The July 2024 Process Safety Beacon describes a very serious incident in which one person died, and many others were injured. The Beacon article focuses on the fact that the P&IDs were not correct. The PHA (Process Hazards Analysis) teams did not field verify the drawings; consequently they did not realize that a large section of pipe work was blocked in. Thermal expansion of the liquids in this section caused the pipe to rupture.
Verification of drawings is indeed one of the lessons to be learned from this event. But another question that the incident raises is to do with blocked-in sections of piping. There will always be piping between block valves and other line restrictions. What are the design guidelines in such situations?

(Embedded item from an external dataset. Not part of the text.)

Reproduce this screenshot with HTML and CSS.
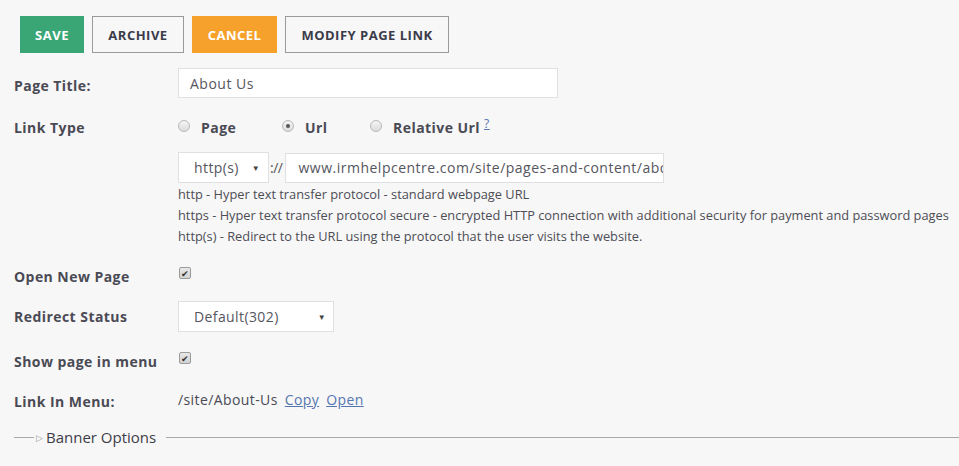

There is no single answer to this question. Factors to consider include the pipe diameter, materials of construction, the pressure in the pipe, and whether the contents are liquid or gas.
Codes and standards that can help include:
ASME B31.3 ― Process Piping;
ASME B31.4 ― Pipelines for Liquids and Slurries;
ASME B31.8 ― Gas Transmission;
API 521 ― Pressure-relieving Systems
API 570 ― Piping Inspection;
NFPA 54 ― Fuel Gas Code;
NFPA 58 ― LPG Code;
ISO 15649 ― Piping; and
EN 13480 ― Metallic Industrial Piping.
These documents cover not just piping design, but also maintenance, inspection and the use of relief devices.
P & IDs are good for following a flow path but they show no elevations are actual distances or pipe angles which are all essential to understand restrictions in the pipe, causes of potential blockages and other external influences like ambient conditions, whether the insulation is sufficient. As an Instrument Tech, this has been essential fault finding where ambient Temperature influences the process composition,ie solidifying oils, or condensation when a cold gas liquefies.and gives false flow and pressure valves , the assumption that steam / Boiler Feed water is a clean process , yet in cold pipes can be solified sediment and very difficult to clean if blockages are not identified early enough. This sort of information is lacking since Instrument Engineering has been spread across multiple disciplines in Australia and no one person looking at the whole installation.